On Mars, maybe there are artificial intelligences walking around in human bodies. But nobody seems to like the Martians much anyway. Decades ago they raided Saturn’s moon Titan for half its nitrogen.
You get the ideas. It’s only three-hundred years in the future and Earth’s thirty-seven space elevators have made interplanetary travel fun and accessible and full of wonders for everybody. Except the 47%. Or maybe the 99%. People book flights between Mercury and Saturn and places in between without a hint of a charge card or a satchel of gold-pressed latinum. And I wonder why the lower class in half-swamped New Jersey can’t do the same–order up a ticket to Jupiter. This is a futuristic culture seemingly without money. But there’s money afoot–make no mistake. Some people have it. Others don’t–including a young Jersey hood who makes it into space as a favor for saving the main character’s butt when she wanders off into dangerous territory for an evening stroll.
I thought Robinson did a fantastic job with Red Mars and its two sequels. An ensemble cast of complicated characters struggle to colonize Mars, then turn it into a paradise. The key there was the characterization of a handful of interesting people and how they interacted over decades. The Mars trilogy had great ideas, too. Most of the ideas have been tried elsewhere in science fiction. What made these books exceptional was that they were fine novels. The future science was just part of the background scenery.
2312 suffers from too many ideas and not enough people. Robinson has enough material and imagination to distill a dozen novels from this one book. I would have preferred a story about the people colonizing Mercury, And the people who hollow out an asteroid and turn it into a park. Or how the Chinese developed the chutzpah and technology to steal one of Saturn’s moons. Then let the characters fly out of one of those tales.
Instead, we get a somewhat pedestrian murder mystery set in the early 24th century. The mystery itself could have been rendered in a book one-fourth the size of these 550-some pages.
Robinson gets a lot of credit for great ideas. But not all of them are original to this book. He himself has done the sun shield/magnifier in the Mars trilogy. Space elevators–that too. Hollowed-out asteroids? I read about those in Roger MacBride Allen in the 80′s. The narrative is interrupted a few dozen times so the author can trot out a list or a piece of “future” history. A better writer could have woven that into the narrative and left the rest on the cutting room floor. Or, if you want to imitate Tolkien, put it into an appendix with some family trees.
Here and there Robinson’s science is a bit of a clunker. A high-speed interplanetary voyage using Mars for a gravity assist? With people traversing the inner solar system in a few weeks, that’s just bad physics. The faster a spacecraft travels, the less relevant a gravity assist can be. Later in the novel, Robinson describes a ship that just powers its way from planet to planet in just days. Just go with that.
I suspect most of what the author describes in this novel will happen. But three centuries is way too soon.

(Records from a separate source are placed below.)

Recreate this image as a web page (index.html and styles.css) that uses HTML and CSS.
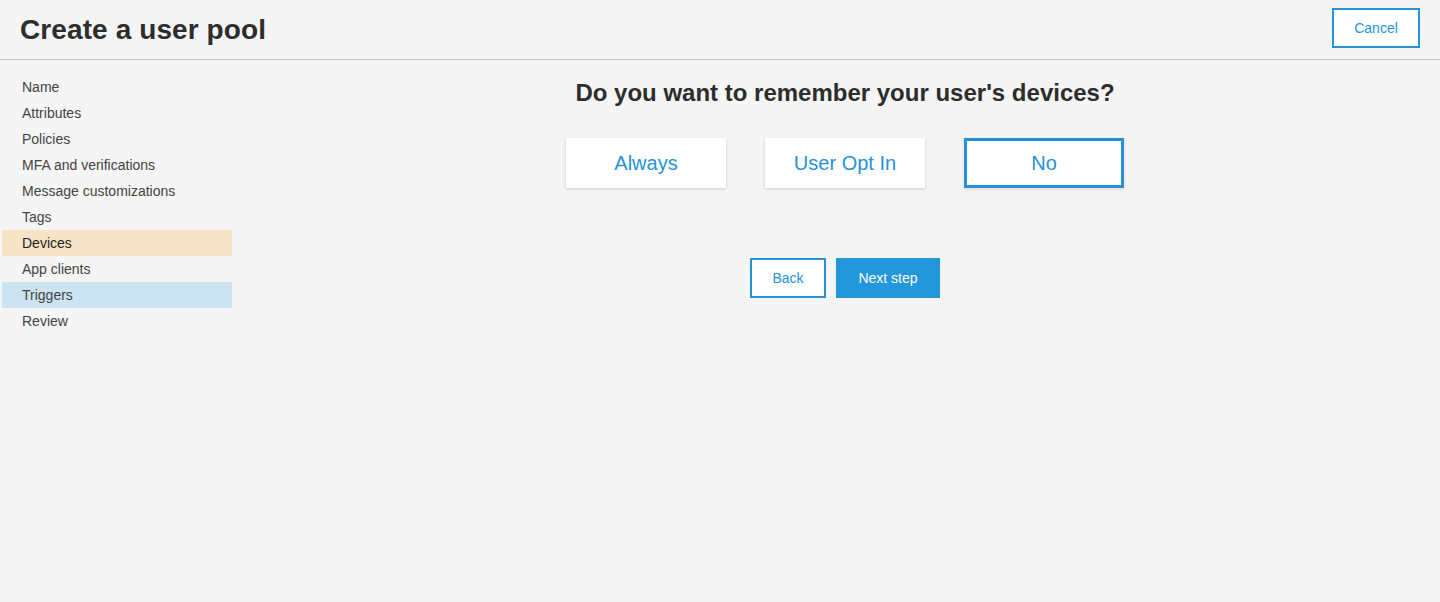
FILE: index.html
```html
<!DOCTYPE html>
<html>
<head>
<meta charset="utf-8">
<link rel="stylesheet" href="styles.css">
</head>
<body>
<header class="header">
  <h1 class="title">Create a user pool</h1>
  <button class="btn btn-outline cancel">Cancel</button>
</header>
<div class="layout">
  <nav class="sidebar">
    <div class="nav-item">Name</div>
    <div class="nav-item">Attributes</div>
    <div class="nav-item">Policies</div>
    <div class="nav-item">MFA and verifications</div>
    <div class="nav-item">Message customizations</div>
    <div class="nav-item">Tags</div>
    <div class="nav-item active">Devices</div>
    <div class="nav-item">App clients</div>
    <div class="nav-item hover">Triggers</div>
    <div class="nav-item">Review</div>
  </nav>
  <main class="main">
    <h2 class="question">Do you want to remember your user's devices?</h2>
    <div class="options">
      <div class="option">Always</div>
      <div class="option">User Opt In</div>
      <div class="option selected">No</div>
    </div>
    <div class="actions">
      <button class="btn btn-outline back">Back</button>
      <button class="btn btn-primary next">Next step</button>
    </div>
  </main>
</div>
</body>
</html>
```
FILE: styles.css
```css
* { box-sizing: border-box; }
html, body { margin: 0; padding: 0; }
body {
  background: #f4f5f4;
  font-family: "Liberation Sans", Arial, sans-serif;
  color: #444;
  height: 602px;
}
.header {
  height: 60px;
  border-bottom: 1px solid #c8c8c8;
  display: flex;
  align-items: center;
  justify-content: space-between;
  padding: 0 20px;
}
.title {
  margin: 0;
  font-size: 28px;
  font-weight: bold;
  color: #2d2d2d;
  letter-spacing: 0.1px;
}
.btn {
  font-family: "Liberation Sans", Arial, sans-serif;
  font-size: 14px;
  height: 40px;
  cursor: pointer;
  padding: 0;
}
.btn-outline {
  background: #fff;
  border: 2px solid #2593d8;
  color: #2593d8;
}
.btn-primary {
  background: #2397db;
  border: none;
  color: #fff;
}
.cancel {
  width: 88px;
  margin-top: -3px;
}
.layout {
  display: flex;
}
.sidebar {
  width: 230px;
  margin-left: 2px;
  padding-top: 14px;
  flex-shrink: 0;
}
.nav-item {
  height: 26px;
  line-height: 26px;
  padding-left: 20px;
  font-size: 14px;
  color: #444;
}
.nav-item.active {
  background: #f7e3c5;
  color: #222;
}
.nav-item.hover {
  background: #cce3f1;
}
.main {
  flex: 1;
  margin-left: 18px;
  display: flex;
  flex-direction: column;
  align-items: center;
}
.question {
  margin: 19px 0 0 0;
  font-size: 24px;
  font-weight: bold;
  color: #2d2d2d;
  line-height: 28px;
}
.options {
  display: flex;
  gap: 39px;
  margin-top: 31px;
}
.option {
  width: 160px;
  height: 50px;
  background: #fff;
  box-shadow: 0 1px 3px rgba(0,0,0,0.18);
  color: #2593d8;
  font-size: 20px;
  display: flex;
  align-items: center;
  justify-content: center;
}
.option.selected {
  border: 3px solid #2593d8;
  box-shadow: 0 1px 3px rgba(0,0,0,0.12);
}
.actions {
  display: flex;
  gap: 10px;
  margin-top: 70px;
}
.back { width: 76px; }
.next { width: 104px; }
```
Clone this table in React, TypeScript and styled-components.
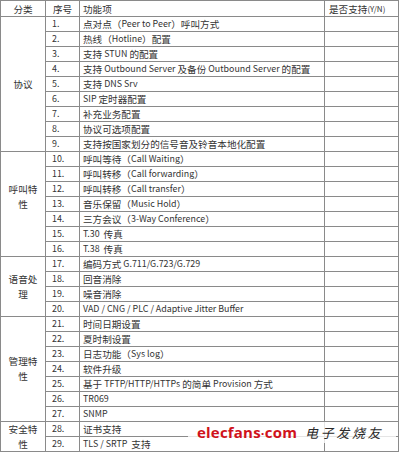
import React from "react";
import styled, { createGlobalStyle } from "styled-components";

const GlobalStyle = createGlobalStyle`
  html, body { margin: 0; padding: 0; background: #ffffff; }
  body {
    font-family: "Noto Sans CJK SC", "Noto Sans", sans-serif;
    color: #333333;
    text-spacing-trim: space-all;
  }
`;

const LINE = "#8a8a8a";

const Sheet = styled.div`
  position: relative;
  display: grid;
  grid-template-columns: 45px 34px 245px 74px;
  grid-template-rows: 16px repeat(29, 15px);
  width: 399px;
  box-sizing: border-box;
  border-top: 1px solid ${LINE};
  border-left: 1px solid ${LINE};
  font-size: 9.6px;
  line-height: 14px;
`;

const Cell = styled.div<{ $align?: "left" | "center"; $pad?: number }>`
  box-sizing: border-box;
  border-right: 1px solid ${LINE};
  border-bottom: 1px solid ${LINE};
  display: flex;
  align-items: center;
  justify-content: ${(p) => (p.$align === "center" ? "center" : "flex-start")};
  padding-left: ${(p) => p.$pad ?? 0}px;
  white-space: pre;
  overflow: hidden;
`;

const HeadCell = styled(Cell)`
  padding-top: 1px;
`;

const Latin = styled.span`
  font-size: 8.9px;
`;

const Small = styled.span`
  font-size: 8px;
`;

const Category = styled.div<{ $span: number; $lift?: boolean }>`
  grid-row: span ${(p) => p.$span};
  box-sizing: border-box;
  border-right: 1px solid ${LINE};
  border-bottom: 1px solid ${LINE};
  display: flex;
  align-items: center;
  justify-content: center;
  text-align: center;
  padding: 0 6px ${(p) => (p.$lift ? 15 : 0)}px;
  line-height: 15px;
`;

const Watermark = styled.div`
  position: absolute;
  left: 187px;
  top: 421px;
  width: 208px;
  height: 21px;
  display: flex;
  align-items: center;
  gap: 8px;
  padding-left: 9px;
  box-sizing: border-box;
  background: rgba(255, 255, 255, 0.78);
`;

const Logo = styled.span`
  font-family: "Open Sans", "Noto Sans", sans-serif;
  font-weight: 700;
  font-size: 15px;
  letter-spacing: 0.2px;
  color: #d0121b;
  line-height: 1;
`;

const LogoDot = styled.span`
  font-size: 13px;
`;

const Brand = styled.span`
  font-family: "Noto Sans CJK SC", sans-serif;
  font-size: 13px;
  font-style: italic;
  letter-spacing: 2.6px;
  color: #2a2a2a;
  line-height: 1;
`;

type Group = { name: string; lift?: boolean; items: string[] };

const groups: Group[] = [
  {
    name: "协议",
    items: [
      "点对点（Peer to Peer）呼叫方式",
      "热线（Hotline）配置",
      "支持 STUN 的配置",
      "支持 Outbound Server 及备份 Outbound Server 的配置",
      "支持 DNS Srv",
      "SIP 定时器配置",
      "补充业务配置",
      "协议可选项配置",
      "支持按国家划分的信号音及铃音本地化配置",
    ],
  },
  {
    name: "呼叫特性",
    lift: true,
    items: [
      "呼叫等待（Call Waiting）",
      "呼叫转移（Call forwarding）",
      "呼叫转移（Call transfer）",
      "音乐保留（Music Hold）",
      "三方会议（3-Way Conference）",
      "T.30  传真",
      "T.38  传真",
    ],
  },
  {
    name: "语音处理",
    items: [
      "编码方式 G.711/G.723/G.729",
      "回音消除",
      "噪音消除",
      "VAD / CNG / PLC / Adaptive Jitter Buffer",
    ],
  },
  {
    name: "管理特性",
    items: [
      "时间日期设置",
      "夏时制设置",
      "日志功能（Sys log）",
      "软件升级",
      "基于 TFTP/HTTP/HTTPs 的简单 Provision 方式",
      "TR069",
      "SNMP",
    ],
  },
  {
    name: "安全特性",
    items: ["证书支持", "TLS / SRTP  支持"],
  },
];

// Split text into runs: ASCII runs get the narrower Latin face size.
function Mixed({ text }: { text: string }) {
  const parts = text.split(/([\x20-\x7e]+)/).filter((s) => s.length > 0);
  return (
    <>
      {parts.map((p, i) =>
        /^[\x20-\x7e]+$/.test(p) ? <Latin key={i}>{p}</Latin> : <React.Fragment key={i}>{p}</React.Fragment>
      )}
    </>
  );
}

export default function App() {
  let n = 0;
  return (
    <>
      <GlobalStyle />
      <Sheet>
        <HeadCell $align="center">分类</HeadCell>
        <HeadCell $align="center">序号</HeadCell>
        <HeadCell $pad={3}>功能项</HeadCell>
        <HeadCell $pad={4}>
          是否支持<Small>(Y/N)</Small>
        </HeadCell>
        {groups.map((g) =>
          g.items.map((item, i) => {
            n += 1;
            return (
              <React.Fragment key={n}>
                {i === 0 && (
                  <Category $span={g.items.length} $lift={g.lift}>
                    {g.name}
                  </Category>
                )}
                <Cell $pad={6}>
                  <Latin>{n}.</Latin>
                </Cell>
                <Cell $pad={3}>
                  <Mixed text={item} />
                </Cell>
                <Cell />
              </React.Fragment>
            );
          })
        )}
        <Watermark>
          <Logo>
            elecfans<LogoDot>·</LogoDot>com
          </Logo>
          <Brand>电子发烧友</Brand>
        </Watermark>
      </Sheet>
    </>
  );
}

The other moment of disconnect was in the writing of one-hundred thirtysomething Swan Er Hong as a spoiled and arrogant little princess. Her 200-year-old grandfather comes off as a wisdom figure. One would think that thirteen decades of life would inspire an end to adolescence at some point. And Swan does develop as the pages turn. Otherwise, she is not a very likeable character. I enjoyed the romance that changes her in good ways. There’s no point in writing Swan as an indulgent and immature soul in a rejuvenated, but old body. Another good novel would be what humanlife and relationships are like when one lives for two centuries.
So, should you read this book? I would read the interludes that describe asteroid development. Skip the lists. The rest? If you like KSR, you will possibly like this book. For me, it felt a bit off. If you’ve never read him, tackle the Mars books instead: red, green, and blue.